In the developed model, we employ the atmospheric wind farm boundary layer model of Frandsen [17] as a backbone for assessing the wind turbine array (wake) effect in the atmospheric boundary layer, and combine it with a newly developed wind resource model based on the site Weibull distribution adjusted for wake effects. To our knowledge, such an approach has not been developed before, although this part of the model is important, as it allows us to determine the change of the Weibull parameters of the wind field within the wind farm due to wake effects. Furthermore, as the model of Frandsen [17] essentially is for an infinite wind farm, a simple correction is introduced that allows computations of the power production for wind farms of finite size. As cost model, we employ a set of simple parametrical expressions for the most essential wind farm cost elements, such as costs of wind turbines, support structures, cables and electrical substations, as well as OM. To take into account the influence of wake effects on OM expenses, a new expression has been developed that includes the spacing between the wind turbines as a parameter. This expression is further complemented with a new expression that relates the OM expenses to the distance from the coast. Since transparency and validation are cornerstones in the model, we show all details of the model and validate it on actual performance and cost data for a series of full-scale wind farms.

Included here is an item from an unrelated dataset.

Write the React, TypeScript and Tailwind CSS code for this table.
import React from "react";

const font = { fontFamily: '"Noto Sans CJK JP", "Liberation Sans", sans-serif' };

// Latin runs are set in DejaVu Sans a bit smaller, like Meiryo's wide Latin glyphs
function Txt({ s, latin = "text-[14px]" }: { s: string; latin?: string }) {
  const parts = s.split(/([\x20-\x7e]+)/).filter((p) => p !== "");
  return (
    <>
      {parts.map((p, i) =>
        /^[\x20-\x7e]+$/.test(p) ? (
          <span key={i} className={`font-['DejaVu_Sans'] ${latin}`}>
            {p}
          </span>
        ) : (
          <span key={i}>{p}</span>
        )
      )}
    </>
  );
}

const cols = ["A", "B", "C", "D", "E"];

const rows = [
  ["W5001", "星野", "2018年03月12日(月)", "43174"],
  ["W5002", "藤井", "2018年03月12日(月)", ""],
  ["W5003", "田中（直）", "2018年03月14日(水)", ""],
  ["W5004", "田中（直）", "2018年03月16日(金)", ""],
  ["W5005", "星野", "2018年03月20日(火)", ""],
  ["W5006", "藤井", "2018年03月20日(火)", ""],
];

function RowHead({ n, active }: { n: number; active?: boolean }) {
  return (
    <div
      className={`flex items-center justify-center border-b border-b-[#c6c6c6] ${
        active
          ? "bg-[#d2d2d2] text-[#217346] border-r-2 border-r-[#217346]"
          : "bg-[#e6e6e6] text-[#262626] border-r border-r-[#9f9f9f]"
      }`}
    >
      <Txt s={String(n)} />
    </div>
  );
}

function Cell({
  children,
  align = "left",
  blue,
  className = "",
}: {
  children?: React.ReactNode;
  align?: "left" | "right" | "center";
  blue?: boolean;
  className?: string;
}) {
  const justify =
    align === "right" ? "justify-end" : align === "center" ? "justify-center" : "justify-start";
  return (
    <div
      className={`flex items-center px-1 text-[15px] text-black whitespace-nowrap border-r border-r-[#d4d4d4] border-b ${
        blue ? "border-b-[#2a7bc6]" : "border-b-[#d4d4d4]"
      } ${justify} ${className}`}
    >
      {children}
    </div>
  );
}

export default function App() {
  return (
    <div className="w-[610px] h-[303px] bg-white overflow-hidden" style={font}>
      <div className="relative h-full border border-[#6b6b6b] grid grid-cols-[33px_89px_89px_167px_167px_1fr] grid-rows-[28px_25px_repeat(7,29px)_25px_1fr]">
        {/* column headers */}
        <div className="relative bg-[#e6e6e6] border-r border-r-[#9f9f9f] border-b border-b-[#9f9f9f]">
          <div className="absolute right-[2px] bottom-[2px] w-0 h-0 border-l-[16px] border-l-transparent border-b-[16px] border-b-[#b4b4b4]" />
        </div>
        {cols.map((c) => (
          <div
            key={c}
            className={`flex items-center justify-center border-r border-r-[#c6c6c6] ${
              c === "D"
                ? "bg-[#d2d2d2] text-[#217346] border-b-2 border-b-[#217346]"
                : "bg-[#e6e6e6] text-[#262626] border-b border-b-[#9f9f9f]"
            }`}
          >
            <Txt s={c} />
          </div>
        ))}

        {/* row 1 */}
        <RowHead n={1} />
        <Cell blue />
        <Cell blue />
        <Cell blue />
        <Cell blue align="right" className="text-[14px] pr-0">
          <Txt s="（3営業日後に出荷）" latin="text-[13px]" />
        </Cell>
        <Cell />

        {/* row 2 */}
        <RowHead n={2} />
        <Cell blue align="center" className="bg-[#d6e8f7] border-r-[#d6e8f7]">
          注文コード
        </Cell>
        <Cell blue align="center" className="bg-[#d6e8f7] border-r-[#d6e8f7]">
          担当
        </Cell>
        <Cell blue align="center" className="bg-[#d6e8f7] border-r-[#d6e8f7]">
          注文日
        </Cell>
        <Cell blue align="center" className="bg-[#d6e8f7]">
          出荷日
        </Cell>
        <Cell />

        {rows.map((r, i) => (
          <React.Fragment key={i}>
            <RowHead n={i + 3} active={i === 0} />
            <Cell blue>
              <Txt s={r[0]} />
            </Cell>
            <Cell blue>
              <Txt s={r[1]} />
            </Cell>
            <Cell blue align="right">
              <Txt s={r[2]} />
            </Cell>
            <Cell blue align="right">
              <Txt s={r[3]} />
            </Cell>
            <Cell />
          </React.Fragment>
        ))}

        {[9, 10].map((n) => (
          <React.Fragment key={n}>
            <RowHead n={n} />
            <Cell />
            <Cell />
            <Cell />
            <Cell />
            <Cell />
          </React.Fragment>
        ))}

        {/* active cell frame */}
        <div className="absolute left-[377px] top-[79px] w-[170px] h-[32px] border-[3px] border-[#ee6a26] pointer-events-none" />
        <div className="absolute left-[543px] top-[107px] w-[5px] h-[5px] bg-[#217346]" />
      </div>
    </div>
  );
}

In the following, we present the various elements of the developed model complex and subsequently validate its suitability to predict wind power production and associated costs by comparing it to available production and cost data of existing well-documented wind farms. The paper is organized as follows. In Section 2, we introduce the theory for the developed models, which is divided into a model for the wind turbine, a model for the wind farm array effect, a model for the annual power production, and models for costs of wind turbines, support structures, cables and electrical substations, and of OM. The models in Section 3 are validated by comparing simulated results with actual data of the Lillgrund, the Rødsand, and the Horns Rev wind farms. In Section 4, we discuss the outcome of the validation, and in Section 5 we conclude and outline the main findings of the study. Since the derivation of the equations for the annual power production of a wind turbine located in a wind farm is somewhat complex and nontrivial, the full derivation is for clarity given in Appendix A and Appendix B.

2. Model Description

In the following, we present the various elements of the model, which are divided into wind turbine modeling, wind farm and wake models, wind resource modeling, and cost modeling.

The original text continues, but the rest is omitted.